RAMÍREZ: Yeah, I think so. Did you engineer any icebreakers between your actors?
LIGHTON: I mean, the first thing they did was the wrestling rehearsal.
RAMÍREZ: Really?
LIGHTON: Yeah. And I’m not big into rehearsals unless I feel there’s a need for them. Really, what I like doing is discovering a scene in the moment, but I’ll do a rehearsal if there’s anything technical that you need to get to grips with. It was sort of an idea I got from Jane Campion, because I read that she got Benedict Cumberbatch and Kirsten Dunst to do just that. Their only prep before The Power of the Dog was to learn how to waltz together. So I think that letting the actors start by being physical together, rather than having to read lines, is a good way to break the ice, and it’s also fun. It meant that we began with laughter rather than tension.
RAMÍREZ: I know you’re working on an Alexander McQueen script, and then also maybe something about Turkish hair transplants?
LIGHTON: I’ve parked the hair transplants. I just said that because I wanted someone to pay for a hair transplant for me. But the McQueen script is written.

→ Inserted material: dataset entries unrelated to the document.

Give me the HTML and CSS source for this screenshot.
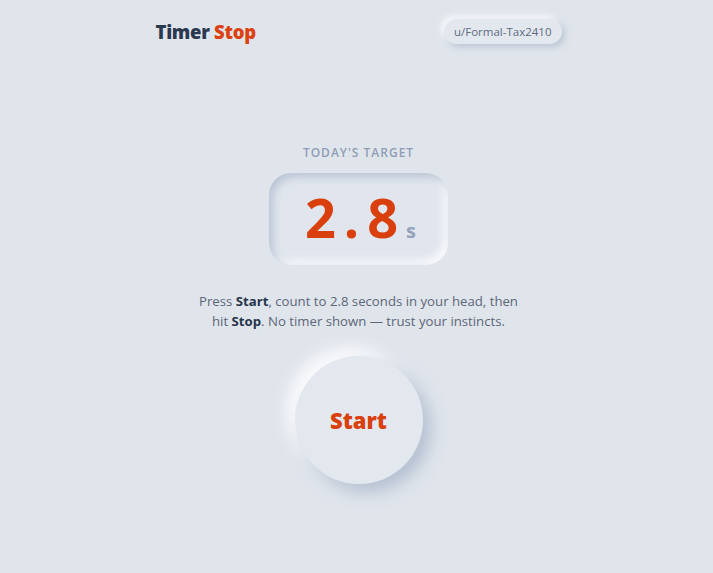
FILE: index.html
```html
<!DOCTYPE html>
<html lang="en">
<head>
<meta charset="utf-8">
<title>Timer Stop</title>
<link rel="stylesheet" href="styles.css">
</head>
<body>
<div class="app">
  <header class="topbar">
    <div class="logo">Timer <span class="logo-accent">Stop</span></div>
    <div class="user-pill">u/Formal-Tax2410</div>
  </header>
  <main class="game">
    <div class="target-label">TODAY'S TARGET</div>
    <div class="target-box">
      <span class="target-num">2.8</span><span class="target-unit">s</span>
    </div>
    <p class="instructions">Press <b>Start</b>, count to 2.8 seconds in your head, then<br>hit <b>Stop</b>. No timer shown — trust your instincts.</p>
    <button class="start-btn">Start</button>
  </main>
</div>
</body>
</html>
```
FILE: styles.css
```css
* { box-sizing: border-box; }
html, body { margin: 0; padding: 0; }
body {
  background: #e0e5ec;
  font-family: "Open Sans", "Noto Sans", sans-serif;
  color: #5b6577;
  min-height: 573px;
}
.app {
  width: 410px;
  margin: 0 auto;
  padding-left: 4px;
}
.topbar {
  display: flex;
  justify-content: space-between;
  align-items: center;
  padding-top: 18px;
  height: 44px;
}
.logo {
  font-family: "Open Sans", sans-serif;
  font-weight: 800;
  font-size: 18.5px;
  color: #2b3950;
  letter-spacing: -0.3px;
}
.logo-accent { color: #dc420f; }
.user-pill {
  font-size: 11.5px;
  color: #5e6a80;
  padding: 3px 10px;
  border-radius: 14px;
  background: #e3e8ef;
  box-shadow: 3px 3px 6px rgba(163, 177, 198, 0.6), -3px -3px 6px rgba(255, 255, 255, 0.8);
  height: 25px;
  line-height: 19px;
}
.game {
  display: flex;
  flex-direction: column;
  align-items: center;
  padding-top: 101px;
}
.target-label {
  font-size: 12px;
  font-weight: 600;
  letter-spacing: 1px;
  color: #8f9db5;
  line-height: 16px;
}
.target-box {
  margin-top: 12px;
  width: 179px;
  height: 92px;
  border-radius: 22px;
  display: flex;
  justify-content: center;
  align-items: baseline;
  padding-top: 2px;
  background: #e1e6ee;
  box-shadow: inset 4px 4px 8px rgba(163, 177, 198, 0.65), inset -4px -4px 8px rgba(255, 255, 255, 0.9);
}
.target-num {
  font-size: 54px;
  font-weight: 700;
  color: #d9400d;
  letter-spacing: 8px;
  line-height: 84px;
  padding-left: 4px;
}
.target-unit {
  font-size: 20px;
  font-weight: 700;
  color: #95a2b9;
}
.instructions {
  margin: 26px 0 0;
  font-size: 13.2px;
  line-height: 20px;
  text-align: center;
  color: #5d6679;
}
.instructions b { color: #26344b; font-weight: 700; }
.start-btn {
  margin-top: 25px;
  width: 128px;
  height: 128px;
  border-radius: 50%;
  border: none;
  background: #e3e8ef;
  box-shadow: 8px 8px 16px rgba(163, 177, 198, 0.7), -8px -8px 16px rgba(255, 255, 255, 0.9);
  font-family: "Open Sans", sans-serif;
  font-weight: 800;
  font-size: 22px;
  color: #d9400d;
  cursor: pointer;
}
```
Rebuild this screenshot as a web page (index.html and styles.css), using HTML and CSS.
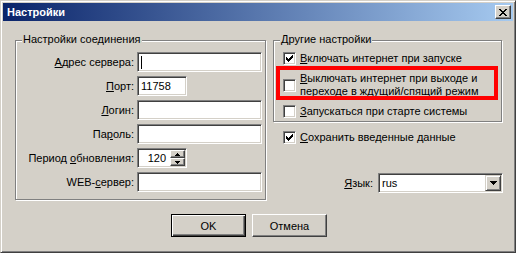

I’ve written it for Oliver Hermanus. I don’t know what stage the project’s at at the moment, but I really like the script, so I hope it gets made. He’s a fascinating character.
RAMÍREZ: Well, not to draw too fine a line through these projects, but he was someone who was very drawn to abjection.
LIGHTON: Abjection is a particularly good way to describe Colin in the book, whereas I wanted Colin to push up against his abjection. I think I’m actually an optimist. Or I certainly, in terms of the way I live my life, I think I’m always pushing for optimism even if I’m miserable. So I actually think that I want my films to invigorate an audience and hopefully create something promissory and forward-facing, rather than death-driven.
RAMÍREZ: Well, what a beautiful button to end this on. Harry, thank you so much.